22.   Finally, I note Mr. Blackmore argues there is no proof the Hoglunds even have the wood he sold them, and there is no way of proving it is the same load of wood he delivered or how much of the firewood has been used. For their part, the Hoglunds say the wood has been sitting untouched and “as is” on their property since delivery. Mr. Blackmore did not dispute Mike Luke or Dallas Garcia’s expert evidence, both of whom said they assessed the firewood load provided by Mr. Blackmore on the Hoglunds property. Mr. Blackmore also did not suggest that the Hoglunds had any other wood on their property or provide any evidence to support his allegation. So, I find this bare assertion unsupported by the evidence.

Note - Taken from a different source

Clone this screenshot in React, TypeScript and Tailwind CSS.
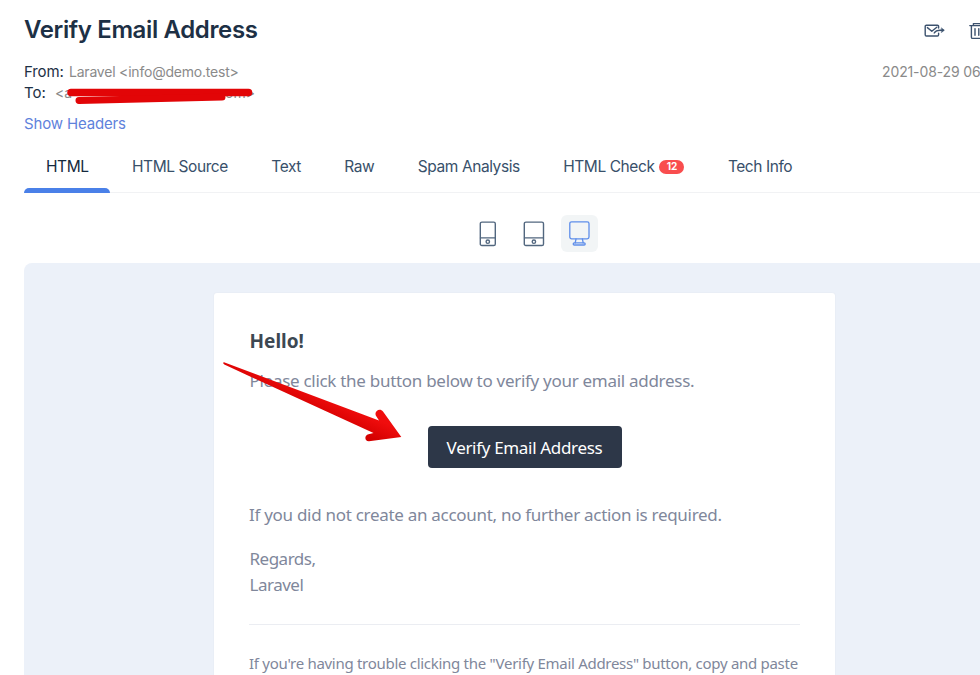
import type { ReactNode } from "react";

const stroke = {
  fill: "none",
  stroke: "currentColor",
  strokeLinecap: "round" as const,
  strokeLinejoin: "round" as const,
};

function ForwardIcon() {
  return (
    <svg width="22" height="16" viewBox="0 0 22 16" {...stroke} strokeWidth="1.4">
      <path d="M14.6 5V3.4a1.2 1.2 0 0 0-1.2-1.2H2.4a1.2 1.2 0 0 0-1.2 1.2v8.4A1.2 1.2 0 0 0 2.4 13h11a1.2 1.2 0 0 0 1.2-1.2v-1.6" />
      <path d="M3.4 4.6 7.8 8.2 12.8 4.2" />
      <path d="M10.2 10c1.2-2 3-2.8 6-2.8h3" />
      <path d="M17.6 5 20.4 7.2 17.6 9.4z" fill="currentColor" strokeWidth="0.5" />
    </svg>
  );
}

function TrashIcon() {
  return (
    <svg width="16" height="18" viewBox="0 0 16 18" {...stroke} strokeWidth="1.4">
      <path d="M.8 3.6h14.4M4.4 3.4V1.6h7.2v1.8M2.4 3.8v11.4a1.2 1.2 0 0 0 1.2 1.2h8.8a1.2 1.2 0 0 0 1.2-1.2V3.8M6 6.6v6.6M9.8 6.6v6.6" />
    </svg>
  );
}

function PhoneIcon() {
  return (
    <svg width="18" height="26" viewBox="0 0 18 26" {...stroke} strokeWidth="1.4">
      <rect x="1.3" y="1.1" width="15" height="23.4" rx="1.6" />
      <path d="M1.5 16.9h14.6" />
      <circle cx="8.8" cy="20.7" r="1.7" />
    </svg>
  );
}

function TabletIcon() {
  return (
    <svg width="22" height="26" viewBox="0 0 22 26" {...stroke} strokeWidth="1.4">
      <rect x="1.3" y="1.1" width="19.2" height="23.4" rx="1.6" />
      <path d="M1.5 16.9h18.8" />
      <circle cx="10.9" cy="20.7" r="1.7" />
    </svg>
  );
}

function DesktopIcon() {
  return (
    <svg width="22" height="26" viewBox="0 0 22 26" {...stroke} strokeWidth="1.3">
      <rect x="0.8" y="1.8" width="19.2" height="17" rx="1.8" />
      <path d="M7 19 6.2 22.8M13.4 19l.8 3.8" />
      <rect x="4.2" y="22.8" width="12" height="2.2" rx="1.1" />
    </svg>
  );
}

function Tab({ children, active = false }: { children: ReactNode; active?: boolean }) {
  return (
    <div
      className={
        active
          ? "relative flex h-[52px] shrink-0 items-center text-[#15293d]"
          : "flex h-[52px] shrink-0 items-center"
      }
    >
      {children}
      {active && (
        <span className="absolute -left-[22px] bottom-0 h-[5px] w-[86px] rounded-t-[5px] bg-[#4a80e8]" />
      )}
    </div>
  );
}

export default function App() {
  return (
    <div className="relative h-[675px] w-[980px] overflow-hidden bg-white pl-6 font-['Inter',sans-serif]">
      <header className="flex h-[61px] items-center justify-between">
        <h1 className="-mt-px text-2xl font-semibold tracking-[-0.37px] text-[#1d3045]">Verify Email Address</h1>
        <div className="-mr-[5px] flex items-center gap-[23px] text-[#3c526e]">
          <ForwardIcon />
          <TrashIcon />
        </div>
      </header>

      <div className="flex h-[21px] items-center justify-between whitespace-nowrap">
        <div className="flex items-center">
          <span className="w-[45px] pt-px text-[15px] tracking-[-0.1px] text-[#1d3045]">From:</span>
          <span className="text-sm tracking-[-0.21px] text-[#8a8a8a]">Laravel &lt;info@demo.test&gt;</span>
        </div>
        <span className="w-[98px] text-sm tracking-[-0.12px] text-[#8a8a8a]">2021-08-29 06</span>
      </div>
      <div className="flex h-[21px] items-center text-[15px]">
        <span className="w-[31px] pt-px text-[#1d3045]">To:</span>
        <span className="flex w-[200px] justify-between text-sm text-[#8a8a8a]">
          <span>&lt;a</span>
          <span>om&gt;</span>
        </span>
      </div>
      <a className="mt-[10px] flex h-[22px] items-center text-[15px] tracking-[-0.15px] text-[#5f82dc]">
        Show Headers
      </a>

      <nav className="mt-[6px] flex h-[52px] items-center gap-[43.4px] whitespace-nowrap border-b border-[#f1f2f4] pl-[22px] text-[15.5px] tracking-[-0.42px] text-[#38506a]">
        <Tab active>HTML</Tab>
        <Tab>HTML Source</Tab>
        <Tab>Text</Tab>
        <Tab>Raw</Tab>
        <Tab>Spam Analysis</Tab>
        <Tab>
          HTML Check
          <span className="ml-[5px] flex h-[14px] w-[25px] items-center justify-center rounded-full bg-[#f94d4e] text-[10px] font-bold tracking-normal text-white">
            12
          </span>
        </Tab>
        <Tab>Tech Info</Tab>
      </nav>

      <div className="flex h-[70px] items-center pl-[455px] pt-[11px] text-[#52677f]">
        <PhoneIcon />
        <span className="ml-[26px]">
          <TabletIcon />
        </span>
        <span className="-mt-[1px] ml-[16px] flex h-[37px] w-[37px] items-center justify-center rounded-md bg-[#f2f5f6] text-[#5f8eea]">
          <DesktopIcon />
        </span>
      </div>

      <section className="h-[412px] rounded-tl-lg bg-[#ecf1f9] pl-[190px] pt-[30px]">
        <article className="h-[400px] w-[621px] rounded-t-[3px] bg-white px-[35px] pt-[34px] font-['Noto_Sans',sans-serif] text-[17px] tracking-[-0.29px] text-[#80879b] shadow-[0_0_2px_rgba(0,0,0,0.05)]">
          <h2 className="h-[28px] pl-[0.5px] text-[19px] font-bold leading-[28px] tracking-normal text-[#3d4852]">
            Hello!
          </h2>
          <p className="mt-[13px] h-[26px] whitespace-nowrap pl-[0.5px] leading-[26px]">
            Please click the button below to verify your email address.
          </p>
          <div className="mt-[32px] flex justify-center">
            <button className="h-[42px] w-[194px] whitespace-nowrap rounded bg-[#2d3748] pt-px text-[17px] tracking-[-0.32px] text-white">
              Verify Email Address
            </button>
          </div>
          <p className="mt-[34px] whitespace-nowrap leading-[26px]">
            If you did not create an account, no further action is required.
          </p>
          <p className="mt-[18px] pl-[0.5px] leading-[26px] tracking-[-0.5px]">
            Regards,
            <br />
            Laravel
          </p>
          <p className="mt-[26px] whitespace-nowrap border-t border-[#ebedf2] pt-[26px] text-[15px] leading-[24px]">
            If you're having trouble clicking the "Verify Email Address" button, copy and paste
          </p>
        </article>
      </section>

      <svg className="absolute left-0 top-0" width="980" height="675" viewBox="0 0 980 675" fill="none">
        <defs>
          <linearGradient id="arrow" x1="300" y1="385" x2="292" y2="403" gradientUnits="userSpaceOnUse">
            <stop offset="0" stopColor="#f00d0d" />
            <stop offset="1" stopColor="#d40000" />
          </linearGradient>
        </defs>
        <path d="M71 92.5 248.5 92.5" stroke="#e20507" strokeWidth="7.5" strokeLinecap="round" />
        <path d="M79 100.5 222 97" stroke="#e20507" strokeWidth="7" strokeLinecap="round" />
        <path
          d="M224 362.2 379 420.5 375.8 415.5C374 411 380 407.5 383 411.5L401.3 437 369 441.3C364.5 441.5 364 435.5 368.5 434.3L373.5 433 224.3 364.6C222.8 363.8 223 362 224 362.2Z"
          fill="url(#arrow)"
        />
      </svg>
    </div>
  );
}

What remedy is appropriate?

23.   The normal remedy for breach of contract is damages. Damages for breach of contract are meant to put the innocent person in the same position as if the contract had been performed. See Water’s Edge Resort v. Canada (Attorney General), 2015 BCCA 319 at paragraph 39.

24.   The Hoglunds collectively claim $5,000 in damages for the amount paid for the firewood plus removal costs.

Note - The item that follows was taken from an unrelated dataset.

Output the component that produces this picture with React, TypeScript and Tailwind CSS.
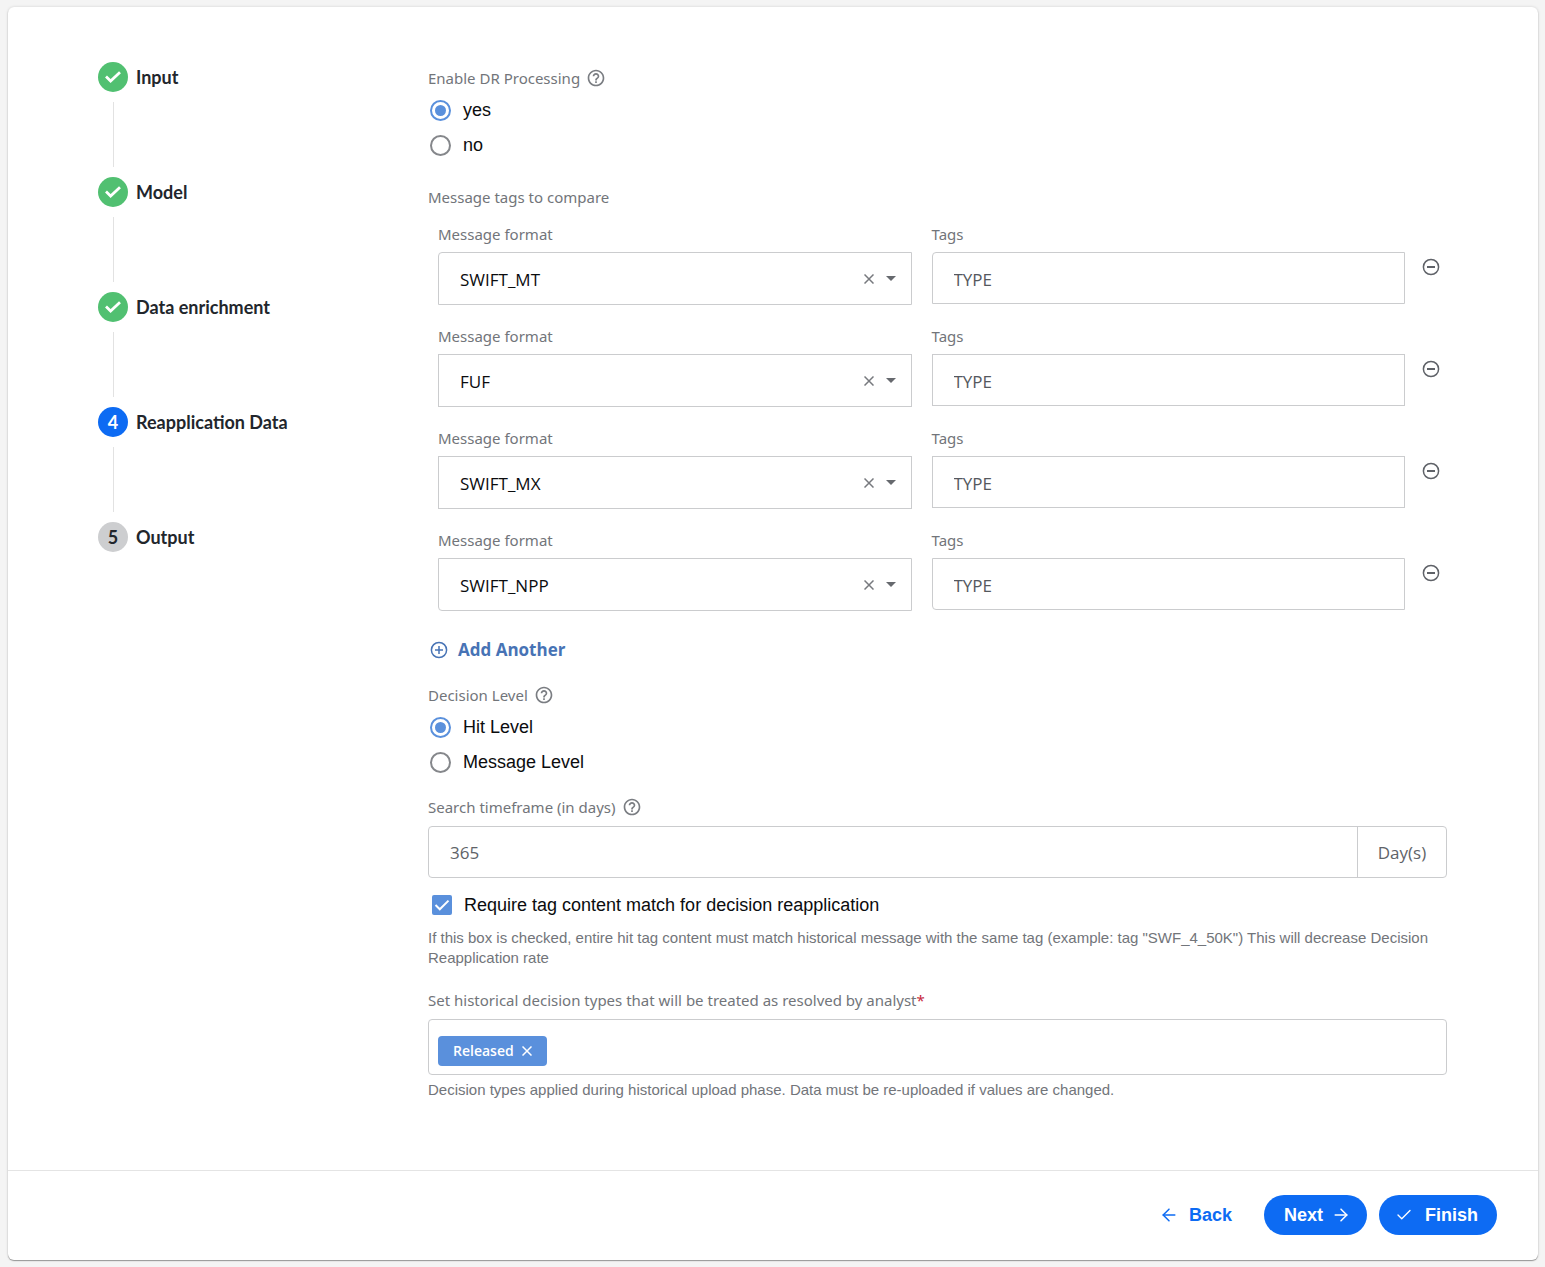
import React, { useState } from 'react'
import { ArrowLeft, ArrowRight, Check } from 'lucide-react'
import { MdHelpOutline } from 'react-icons/md'

type StepState = 'done' | 'current' | 'upcoming'

const steps: { label: string; state: StepState }[] = [
  { label: 'Input', state: 'done' },
  { label: 'Model', state: 'done' },
  { label: 'Data enrichment', state: 'done' },
  { label: 'Reapplication Data', state: 'current' },
  { label: 'Output', state: 'upcoming' },
]

const formats = ['SWIFT_MT', 'FUF', 'SWIFT_MX', 'SWIFT_NPP']

const circleStyles: Record<StepState, string> = {
  done: 'bg-[#51c071] text-white',
  current: 'bg-[#0d6bf3] text-white',
  upcoming: 'bg-[#cdced0] text-[#22262c]',
}

function Stepper() {
  return (
    <ol className="w-[330px] shrink-0 font-['Lato',sans-serif]">
      {steps.map((step, i) => (
        <li key={step.label}>
          <div className="flex items-center gap-2">
            <span
              className={`flex size-[30px] items-center justify-center rounded-full text-lg font-bold ${circleStyles[step.state]}`}
            >
              {step.state === 'done' ? (
                <svg className="h-3 w-4" viewBox="0 0 16 12" fill="none" stroke="currentColor" strokeWidth="2.8">
                  <path d="M1 5.6 5.6 10 15 1.2" />
                </svg>
              ) : (
                i + 1
              )}
            </span>
            <span className="text-lg font-bold text-[#22262c]">{step.label}</span>
          </div>
          {i < steps.length - 1 && <div className="my-2.5 ml-[15px] h-[65px] w-px bg-[#e2e2e2]" />}
        </li>
      ))}
    </ol>
  )
}

function Hint({ label }: { label: string }) {
  return (
    <button type="button" aria-label={label} className="text-[#7a7d82]">
      <MdHelpOutline size={20} />
    </button>
  )
}

interface RadioGroupProps {
  name: string
  legend: string
  options: string[]
}

function RadioGroup({ name, legend, options }: RadioGroupProps) {
  const [value, setValue] = useState(options[0])

  return (
    <div role="radiogroup" aria-labelledby={`${name}-legend`}>
      <div className="flex h-6 items-center gap-1.5">
        <span id={`${name}-legend`}>{legend}</span>
        <Hint label={`About ${legend}`} />
      </div>
      <div className="mt-[3px] font-['Liberation_Sans',sans-serif] text-lg text-[#0b0c0e]">
        {options.map((option) => (
          <label key={option} className="flex h-[35px] items-center gap-3 pl-0.5">
            <input
              type="radio"
              name={name}
              checked={value === option}
              onChange={() => setValue(option)}
              className="size-[21px] appearance-none rounded-full border-2 border-[#85878b] bg-white bg-clip-content p-[3px] checked:border-[#5a90dc] checked:bg-[#5a90dc]"
            />
            <span className="pb-0.5">{option}</span>
          </label>
        ))}
      </div>
    </div>
  )
}

function CloseIcon({ className }: { className: string }) {
  return (
    <svg className={className} viewBox="0 0 10 10" fill="none" stroke="currentColor" strokeWidth="1.5">
      <path d="M.5.5l9 9M9.5.5l-9 9" />
    </svg>
  )
}

function TagRow({ format, index }: { format: string; index: number }) {
  const isFirst = index === 0
  const isLast = index === formats.length - 1
  const corners = `${isFirst ? 'rounded-tl' : ''} ${isLast ? 'rounded-bl' : ''}`

  return (
    <div className="flex pr-[7px] pl-2.5">
      <div className="flex-1">
        <label htmlFor={`format-${index}`} className="block h-6 leading-6">
          Message format
        </label>
        <div className={`mt-1.5 flex h-[53px] items-center border border-[#cbccce] pr-[15px] ${corners}`}>
          <select
            id={`format-${index}`}
            defaultValue={format}
            className="h-full flex-1 appearance-none bg-transparent pt-0.5 pl-[21px] font-['Open_Sans',sans-serif] text-[17px] text-[#0b0c0e] outline-none"
          >
            {formats.map((f) => (
              <option key={f}>{f}</option>
            ))}
          </select>
          <button type="button" aria-label="Clear message format" className="mr-3 text-[#77797e]">
            <CloseIcon className="size-2.5" />
          </button>
          <svg className="h-[5px] w-2.5 text-[#66696e]" viewBox="0 0 10 5" fill="currentColor">
            <path d="M0 0h10L5 5z" />
          </svg>
        </div>
      </div>
      <div className="ml-5 flex-1">
        <label htmlFor={`tags-${index}`} className="block h-6 leading-6">
          Tags
        </label>
        <input
          id={`tags-${index}`}
          type="text"
          defaultValue="TYPE"
          className={`mt-1.5 block h-[52px] w-full border border-[#cbccce] px-[21px] pt-0.5 font-['Open_Sans',sans-serif] text-[17px] text-[#55585d] outline-none ${corners}`}
        />
      </div>
      <button type="button" aria-label="Remove row" className="mt-9 ml-[17px] size-[18px] text-[#5f6268]">
        <svg viewBox="0 0 18 18" fill="none" stroke="currentColor" strokeWidth="1.5">
          <circle cx="9" cy="9" r="7.6" />
          <path d="M5 9h8" strokeWidth="2" />
        </svg>
      </button>
    </div>
  )
}

export default function App() {
  return (
    <div className="min-h-screen bg-[#f4f4f4] pt-[7px] pr-[7px] pb-[7px] pl-2">
      <div className="rounded-md bg-white shadow-[0_1px_1px_rgba(0,0,0,0.35),0_0_3px_rgba(0,0,0,0.15)]">
        <div className="flex pt-[55px] pr-[91px] pb-[70px] pl-[90px]">
          <Stepper />

          <form className="min-w-0 flex-1 pt-1 font-['Noto_Sans',sans-serif] text-[15px] text-[#72757a]">
            <RadioGroup name="dr-processing" legend="Enable DR Processing" options={['yes', 'no']} />

            <h2 className="mt-[22px] leading-6">Message tags to compare</h2>
            <div className="mt-[13px] flex flex-col gap-[19px]">
              {formats.map((format, i) => (
                <TagRow key={format} format={format} index={i} />
              ))}
            </div>

            <button
              type="button"
              className="mt-[27px] mb-[21px] flex h-6 items-center gap-2.5 pl-0.5 font-['Open_Sans',sans-serif] text-[17px] font-bold text-[#4773b5]"
            >
              <svg className="size-[18px]" viewBox="0 0 18 18" fill="none" stroke="currentColor" strokeWidth="1.5">
                <circle cx="9" cy="9" r="7.6" />
                <path d="M5 9h8M9 5v8" />
              </svg>
              Add Another
            </button>

            <RadioGroup name="decision-level" legend="Decision Level" options={['Hit Level', 'Message Level']} />

            <div className="mt-[15px] flex h-6 items-center gap-1.5">
              <label htmlFor="timeframe">Search timeframe (in days)</label>
              <Hint label="About search timeframe" />
            </div>
            <div className="mt-[7px] flex h-[52px] rounded border border-[#cbccce] font-['Open_Sans',sans-serif] text-[17px] text-[#606368]">
              <input
                id="timeframe"
                type="text"
                defaultValue="365"
                className="min-w-0 flex-1 px-[21px] pt-0.5 outline-none"
              />
              <span className="flex w-[89px] items-center justify-center border-l border-[#cbccce] pt-0.5">
                Day(s)
              </span>
            </div>

            <label className="mt-[15px] flex h-6 items-center gap-3 pl-1 font-['Liberation_Sans',sans-serif] text-lg text-[#0b0c0e]">
              <span className="grid size-5 place-items-center">
                <input
                  type="checkbox"
                  defaultChecked
                  className="peer col-start-1 row-start-1 size-5 appearance-none rounded-xs border-2 border-[#85878b] checked:border-0 checked:bg-[#5a90dc]"
                />
                <svg
                  className="pointer-events-none col-start-1 row-start-1 hidden h-3 w-4 text-white peer-checked:block"
                  viewBox="0 0 16 12"
                  fill="none"
                  stroke="currentColor"
                  strokeWidth="2"
                >
                  <path d="M1.5 6 5.8 10.3 14.5 1.6" />
                </svg>
              </span>
              Require tag content match for decision reapplication
            </label>
            <p className="mt-[11px] font-['Liberation_Sans',sans-serif] leading-5">
              If this box is checked, entire hit tag content must match historical message with the same tag (example:
              tag "SWF_4_50K") This will decrease Decision Reapplication rate
            </p>

            <h2 className="mt-5 leading-6">
              Set historical decision types that will be treated as resolved by analyst
              <span className="text-[#c8283c]">*</span>
            </h2>
            <div className="mt-[7px] flex h-14 items-end rounded border border-[#cbccce] px-[9px] pb-2">
              <span className="flex h-[30px] items-center gap-2 rounded bg-[#5a90dc] px-[15px] font-['Open_Sans',sans-serif] text-sm font-semibold text-white">
                Released
                <button type="button" aria-label="Remove Released">
                  <CloseIcon className="size-2.5" />
                </button>
              </span>
            </div>
            <p className="mt-[5px] font-['Liberation_Sans',sans-serif] leading-5">
              Decision types applied during historical upload phase. Data must be re-uploaded if values are changed.
            </p>
          </form>
        </div>

        <footer className="flex items-center justify-end border-t border-[#e4e4e4] pt-6 pr-[41px] pb-[25px] font-['Liberation_Sans',sans-serif] text-lg font-bold">
          <button type="button" className="mr-8 flex h-10 items-center gap-2.5 text-[#0d6bf3]">
            <ArrowLeft size={20} strokeWidth={1.8} />
            Back
          </button>
          <button
            type="button"
            className="mr-3 flex h-10 items-center gap-2 rounded-full bg-[#0d6bf3] pr-4 pl-5 text-white"
          >
            Next
            <ArrowRight size={20} strokeWidth={1.8} />
          </button>
          <button
            type="button"
            className="flex h-10 items-center gap-3 rounded-full bg-[#0d6bf3] pr-[19px] pl-4 text-white"
          >
            <Check size={18} strokeWidth={1.8} />
            Finish
          </button>
        </footer>
      </div>
    </div>
  )
}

25.   The Hoglunds still have the firewood but given the expert evidence and my findings above, I find it likely has no resale value. As noted, I also find Mr. Blackmore agreed to refund the Hoglunds and pick up the firewood. So, I find the Hoglunds are reasonably entitled to a full refund of the $3,800 they undisputedly paid for the firewood. Therefore, I find Mr. Blackmore must pay the Hoglunds $3,800 in damages.

26.   Turning to the Hoglunds claim for removal costs, Mr. Blackmore has not removed the firewood as he agreed to do. However, the Hoglunds provided no further submissions or evidence on this claimed remedy. They did not say they plan to remove the firewood, and they did not provide any documentary evidence to detail what the removal costs may be. So, I find this aspect of their claim unproven. I make no order about the firewood itself because Mr. Blackmore failed to pick it up when given the chance. Further, as noted, I have found it likely has no value in any event.

Interest, CRT fees and expenses

27.   The Court Order Interest Act applies to the CRT. The Hoglunds are entitled to pre-judgment interest on the $3,800 from February 5, 2022, the date they purchased the firewood, to the date of this decision. This equals $198.50.

28.   Under section 49 of the CRTA and CRT rules, the CRT will generally order an unsuccessful party to reimburse a successful party for CRT fees and reasonable dispute-related expenses. The Hoglunds were substantially successful in this dispute, so I find they are entitled to reimbursement of $175 in CRT fees.

29.   The Hoglunds also claim $500 as a dispute-related expense for the cost of having the firewood “professionally assessed and graded”. As noted, the Hoglunds obtained a Firewood Scaling Report from Dallas Garcia. However, they did not provide any documentary evidence such as an invoice or receipt to support this claimed dispute-related expense. So, I dismiss their claim for reimbursement of this dispute-related expense.

ORDERS

30.   Within 30 days of the date of this order, I order Mr. Blackmore to pay the Hoglunds a total of $4,173.50, broken down as follows:

a.    $3,800 in damages,

b.    $198.50 in pre-judgment interest under the Court Order Interest Act, and

c.    $175 in CRT fees.

31.   The Hoglunds are entitled to post-judgment interest, as applicable.

32.   Under section 58.1 of the CRTA, a validated copy of the CRT’s order can be enforced through the Provincial Court of British Columbia. Once filed, a CRT order has the same force and effect as an order of the Provincial Court of British Columbia.